Task prompt:
Every line holding the string "this" should be gathered.

══ Data shown ══

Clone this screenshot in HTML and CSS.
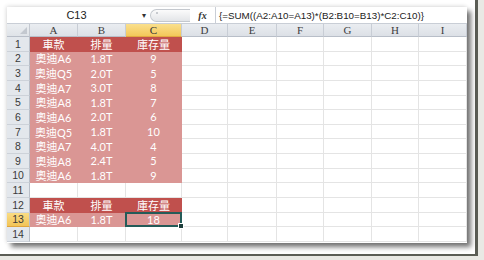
FILE: index.html
```html
<!DOCTYPE html>
<html>
<head>
<meta charset="utf-8">
<link rel="stylesheet" href="styles.css">
</head>
<body>
<div class="photo">
  <div class="win">
    <div class="fbar">
      <div class="namebox"><span class="nbtext">C13</span><span class="drop">▾</span></div>
      <div class="split"><span class="dot"></span></div>
      <div class="fx">fx</div>
      <div class="formula">{=SUM((A2:A10=A13)*(B2:B10=B13)*C2:C10)}</div>
    </div>
    <div class="sheet">
      <div class="corner"><span class="tri"></span></div>
      <div class="ch">A</div><div class="ch">B</div><div class="ch on">C</div><div class="ch">D</div><div class="ch">E</div><div class="ch">F</div><div class="ch">G</div><div class="ch">H</div><div class="ch">I</div>

      <div class="rh">1</div><div class="c hd">車款</div><div class="c hd">排量</div><div class="c hd">庫存量</div><div class="c"></div><div class="c"></div><div class="c"></div><div class="c"></div><div class="c"></div><div class="c"></div>
      <div class="rh">2</div><div class="c pk">奧迪A6</div><div class="c pk">1.8T</div><div class="c pk">9</div><div class="c"></div><div class="c"></div><div class="c"></div><div class="c"></div><div class="c"></div><div class="c"></div>
      <div class="rh">3</div><div class="c pk">奧迪Q5</div><div class="c pk">2.0T</div><div class="c pk">5</div><div class="c"></div><div class="c"></div><div class="c"></div><div class="c"></div><div class="c"></div><div class="c"></div>
      <div class="rh">4</div><div class="c pk">奧迪A7</div><div class="c pk">3.0T</div><div class="c pk">8</div><div class="c"></div><div class="c"></div><div class="c"></div><div class="c"></div><div class="c"></div><div class="c"></div>
      <div class="rh">5</div><div class="c pk">奧迪A8</div><div class="c pk">1.8T</div><div class="c pk">7</div><div class="c"></div><div class="c"></div><div class="c"></div><div class="c"></div><div class="c"></div><div class="c"></div>
      <div class="rh">6</div><div class="c pk">奧迪A6</div><div class="c pk">2.0T</div><div class="c pk">6</div><div class="c"></div><div class="c"></div><div class="c"></div><div class="c"></div><div class="c"></div><div class="c"></div>
      <div class="rh">7</div><div class="c pk">奧迪Q5</div><div class="c pk">1.8T</div><div class="c pk">10</div><div class="c"></div><div class="c"></div><div class="c"></div><div class="c"></div><div class="c"></div><div class="c"></div>
      <div class="rh">8</div><div class="c pk">奧迪A7</div><div class="c pk">4.0T</div><div class="c pk">4</div><div class="c"></div><div class="c"></div><div class="c"></div><div class="c"></div><div class="c"></div><div class="c"></div>
      <div class="rh">9</div><div class="c pk">奧迪A8</div><div class="c pk">2.4T</div><div class="c pk">5</div><div class="c"></div><div class="c"></div><div class="c"></div><div class="c"></div><div class="c"></div><div class="c"></div>
      <div class="rh">10</div><div class="c pk">奧迪A6</div><div class="c pk">1.8T</div><div class="c pk">9</div><div class="c"></div><div class="c"></div><div class="c"></div><div class="c"></div><div class="c"></div><div class="c"></div>
      <div class="rh">11</div><div class="c"></div><div class="c"></div><div class="c"></div><div class="c"></div><div class="c"></div><div class="c"></div><div class="c"></div><div class="c"></div><div class="c"></div>
      <div class="rh">12</div><div class="c hd">車款</div><div class="c hd">排量</div><div class="c hd">庫存量</div><div class="c"></div><div class="c"></div><div class="c"></div><div class="c"></div><div class="c"></div><div class="c"></div>
      <div class="rh on">13</div><div class="c pk">奧迪A6</div><div class="c pk">1.8T</div><div class="c pk sel">18</div><div class="c"></div><div class="c"></div><div class="c"></div><div class="c"></div><div class="c"></div><div class="c"></div>
      <div class="rh">14</div><div class="c"></div><div class="c"></div><div class="c"></div><div class="c"></div><div class="c"></div><div class="c"></div><div class="c"></div><div class="c"></div><div class="c"></div>
    </div>
  </div>
</div>
</body>
</html>
```

FILE: styles.css
```css
html, body {
  margin: 0;
  padding: 0;
  background: #ffffff;
}
body {
  width: 484px;
  height: 260px;
  overflow: hidden;
  background: #e9e9e4;
}
.photo {
  box-sizing: border-box;
  width: 478px;
  height: 256px;
  background: #ffffff;
  border-right: 3px solid #5b5d55;
  border-bottom: 2px solid #5b5d55;
  padding: 7px 0 0 7px;
}
.win {
  width: 460px;
  height: 236px;
  background: #ffffff;
  display: flex;
  flex-direction: column;
  box-shadow: 4px 4px 5px rgba(0,0,0,0.55), -1px -1px 4px rgba(0,0,0,0.12);
}
.fbar {
  height: 17px;
  box-sizing: border-box;
  border-bottom: 1px solid #c9ced6;
  display: flex;
  align-items: center;
  font-family: "Liberation Sans", Arial, sans-serif;
  color: #222;
}
.namebox {
  width: 143px;
  display: flex;
  align-items: center;
  height: 100%;
}
.nbtext {
  flex: 1;
  text-align: center;
  font-size: 11px;
  padding-left: 4px;
}
.drop {
  font-size: 8px;
  width: 8px;
  color: #333;
}
.split {
  width: 40px;
  height: 13px;
  box-sizing: border-box;
  border: 1px solid #c4c8ce;
  border-right: none;
  border-radius: 7px 0 0 7px;
  background: linear-gradient(#fbfbfb, #e3e5e8);
  position: relative;
}
.dot {
  position: absolute;
  left: 5px;
  top: 2px;
  width: 2px;
  height: 2px;
  background: #b9bcc2;
  border-radius: 1px;
}
.fx {
  width: 26px;
  height: 100%;
  box-sizing: border-box;
  border-right: 1px solid #c9ced6;
  font-family: "Liberation Serif", serif;
  font-style: italic;
  font-weight: bold;
  font-size: 10px;
  display: flex;
  align-items: center;
  justify-content: center;
  color: #333;
}
.formula {
  padding-left: 3px;
  font-size: 9.8px;
  white-space: nowrap;
  color: #222;
}
.sheet {
  display: grid;
  grid-template-columns: 23px 48px 48px 56px 46px 49px 47px 48px 47px 48px;
  grid-template-rows: 13px repeat(14, 14.64px);
  font-family: Lato, "Noto Sans CJK TC", sans-serif;
  font-size: 11px;
}
.corner {
  background: linear-gradient(#eceff2, #dfe3e8);
  border-right: 1px solid #c3c8d0;
  border-bottom: 1px solid #b8bec8;
  box-sizing: border-box;
  position: relative;
}
.tri {
  position: absolute;
  right: 2px;
  bottom: 2px;
  width: 0;
  height: 0;
  border-left: 7px solid transparent;
  border-bottom: 7px solid #c3c8cf;
}
.ch {
  box-sizing: border-box;
  background: linear-gradient(#eaedf1, #dce0e6);
  border-right: 1px solid #c8cdd5;
  border-bottom: 1px solid #b8bec8;
  font-family: "Liberation Serif", serif;
  font-size: 11px;
  color: #3d3d3d;
  display: flex;
  align-items: center;
  justify-content: center;
  line-height: 1;
}
.ch.on {
  background: linear-gradient(#fae08d, #f3c75a);
  border-bottom-color: #e2a940;
  color: #333;
}
.rh {
  box-sizing: border-box;
  background: #e3e7ec;
  border-right: 1px solid #b8bec8;
  border-bottom: 1px solid #cdd2d9;
  color: #3a3a3a;
  font-family: "Liberation Sans", sans-serif;
  font-size: 10.5px;
  display: flex;
  align-items: center;
  justify-content: center;
}
.rh.on {
  background: linear-gradient(#f9dc84, #f2c457);
  border-bottom-color: #e0a53c;
}
.c {
  box-sizing: border-box;
  border-right: 1px solid #e4e4e4;
  border-bottom: 1px solid #e4e4e4;
  display: flex;
  align-items: center;
  justify-content: center;
  white-space: nowrap;
  color: #ffffff;
}
.c.hd {
  background: #c0504d;
  border-color: #c0504d;
}
.c.pk {
  background: #da9694;
  border-color: #da9694;
}
.sel {
  position: relative;
}
.sel::after {
  content: "";
  position: absolute;
  left: -1px;
  top: -1px;
  right: -1px;
  bottom: -1px;
  border: 2px solid #245b58;
}
.sel::before {
  content: "";
  position: absolute;
  right: -3px;
  bottom: -3px;
  width: 4px;
  height: 4px;
  background: #1f3f3d;
  border: 1px solid #fff;
  z-index: 2;
}
```
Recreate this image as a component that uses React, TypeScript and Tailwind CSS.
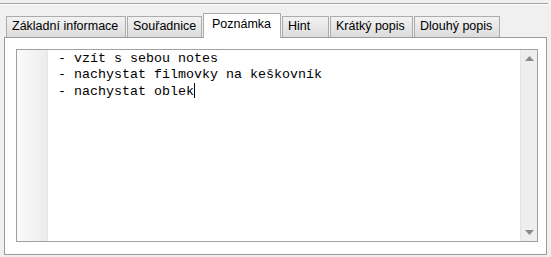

═══

Solution below:
Clone this screenshot in HTML and CSS.
Recreate this image as a component that uses React, TypeScript and Tailwind CSS.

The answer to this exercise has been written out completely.